Mao's eldest son, Anying, was sent to the USSR in 1936. There he studied for a long time, and after the start of the Great Patriotic War, he sent a letter to Stalin requesting to be sent to the front. In 1943, Sergei Mao (the name given to him in the USSR) enrolled in a sergeant training course and in 1944 went to the front. There, as a deputy political officer of a tank company, he participated in the battles for Poland and met the end of the war in Berlin.

Returning to his homeland to his father in 1946, already an experienced officer, Anying took part in the Korean War. During one of the American air raids in 1950, he was killed.

From 1943, Mao Zedong held the post of chairman of the Secretariat of the CCP Central Committee, and from 1945, chairman of the Central Committee. As head of the Military Council, he made a great contribution to the victory of China's armed forces in the anti-Japanese war of liberation (1937-1945), as well as to the defeat of Kuomintang forces in the civil war. After Chiang Kai-shek's flight to Taiwan, on October 1, 1949, Mao Zedong proclaimed the People's Republic of China. Until 1954, he headed the Central People's Government Council (the supreme organ of power); from 1954 to 1959, he held the post of Chairman of the PRC (head of state); and he remained Chairman of the CCP Central Committee until his death in 1976.

Starting from the 1950s, he was the initiator of controversial political and economic campaigns in China, including a campaign for the ideological re-education of the intelligentsia and the eradication of abuses in the administrative apparatus, the Great Leap Forward policy, the Cultural Revolution, the accusation of the USSR of departing from communist ideology and the escalation of anti-Soviet sentiments, and the promotion of Mao's personality cult in China. Ultimately, after Mao's death, at the 1978 plenum of the CCP Central Committee, the personality cult of the former PRC leader was subjected to criticism; however, as early as 1981, it was noted that Mao's merits "before the Chinese revolution far exceeded his mistakes," which established the principle of evaluating his role in the history of China.

An important role in the political and military leadership of the Chinese Soviet Republic was played by such members of the Politburo of the CCP Central Committee as Xiang Ying, Zhou Enlai, and Zhang Guotao.

In 1931, Japan began an open intervention with the aim of seizing Manchuria. In 1936, despite their disagreements, the Kuomintang and the CCP created a united front to fight against the Japanese invaders and waged the Sino-Japanese War of 1937-1945. Chiang Kai-shek was appointed Generalissimo of the Republic of China.

After the surrender of Japan in September 1945 and the unsuccessful negotiations with the CCP on the creation of a coalition government, the struggle between the CCP and the Kuomintang flared up with renewed vigor. After the defeat of the Kuomintang in 1949, Chiang Kai-shek and his supporters fled from mainland China to Taiwan.
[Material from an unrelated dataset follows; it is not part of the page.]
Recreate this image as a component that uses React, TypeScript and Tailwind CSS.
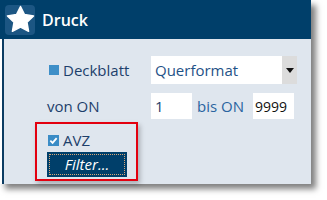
function App() {
    return (
        <div className="w-[327px] h-[200px] bg-white font-['Open_Sans',sans-serif]">
            <div className="w-[311px] h-[184px] flex flex-col shadow-[5px_5px_6px_rgba(0,0,0,0.5)]">
                {/* header */}
                <div className="h-[39px] bg-[#003f6a] flex items-center pl-[5px] gap-[7px]">
                    <div className="w-[30px] h-[30px] rounded-[4px] bg-[#1c5683] flex items-center justify-center">
                        <svg width="29" height="29" viewBox="0 0 24 24">
                            <polygon
                                points="12,1.2 15.3,7.9 22.8,9 17.4,14.3 18.7,21.8 12,18.3 5.3,21.8 6.6,14.3 1.2,9 8.7,7.9"
                                fill="white"
                                stroke="white"
                                strokeWidth="1.2"
                                strokeLinejoin="round"
                            />
                        </svg>
                    </div>
                    <span className="text-[16px] font-semibold text-white leading-none">Druck</span>
                </div>

                {/* body */}
                <div className="flex-1 bg-white flex">
                    <div className="flex-1 ml-[2px] border-l-2 border-[#0b3c62] bg-[#dfe6ee] pl-[31px] pt-[17px] text-[15px] text-[#1d3f6b]">
                        <div className="flex items-center h-[28px] pl-[12px]">
                            <div className="w-[104px] flex items-center gap-[4px]">
                                <span className="ml-[2px] w-[10px] h-[10px] bg-[#3e8fc8]" />
                                <span>Deckblatt</span>
                            </div>
                            <div className="w-[146px] h-[28px] bg-white flex">
                                <span className="flex-1 pl-[4px] flex items-center text-[#1f5287]">Querformat</span>
                                <span className="w-[15px] bg-[#dcdcdc] flex items-center justify-center">
                                    <svg width="8" height="5" viewBox="0 0 8 5"><polygon points="0,0 8,0 4,5" fill="#111" /></svg>
                                </span>
                            </div>
                        </div>

                        <div className="flex items-center h-[26px] mt-[9px] pl-[12px]">
                            <span className="w-[104px]">von ON</span>
                            <span className="w-[41px] h-[26px] bg-white pl-[4px] flex items-center text-[#1d3f6b]">1</span>
                            <span className="ml-[5px] w-[56px] text-[#2a64a0]">bis ON</span>
                            <span className="w-[41px] h-[26px] bg-white pl-[2px] flex items-center text-[14px] text-[#111]">9999</span>
                        </div>

                        <div className="mt-[3px] w-[103px] h-[59px] border-2 border-[#e3000f] pl-[11px] pt-[8px] shadow-[2px_3px_5px_rgba(0,0,0,0.25)]">
                            <div className="flex items-center h-[16px] gap-[4px]">
                                <span className="w-[11px] h-[11px] bg-[#3a8cc6] flex items-center justify-center">
                                    <svg width="9" height="9" viewBox="0 0 10 10">
                                        <polyline points="1.5,5.2 4,7.6 8.5,2.4" fill="none" stroke="white" strokeWidth="2" />
                                    </svg>
                                </span>
                                <span>AVZ</span>
                            </div>
                            <div className="mt-[4px] -ml-[1px] w-[80px] h-[25px] bg-[#003f6a] p-[2px]">
                                <div className="w-full h-full border border-dotted border-[#d8a878] flex items-center justify-center italic text-white">
                                    Filter...
                                </div>
                            </div>
                        </div>
                    </div>
                </div>
            </div>
        </div>
    )
}

export default App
In October 1949, in Beijing, Mao Zedong announced the establishment of the People's Republic of China.

In 1950, a Treaty of Friendship, Alliance and Mutual Assistance was signed between the PRC and the USSR. Soviet support became the most important factor in the socio-economic development of the PRC. With the help of the USSR, more than 500 large industrial facilities were built. Two campaigns in China's development in the 1950s-1970s were the Great Leap Forward policy in 1956-1960 and the Cultural Revolution policy, which were of a contradictory nature, led to deprivations, casualties, and the strengthening of Mao Zedong's personal power.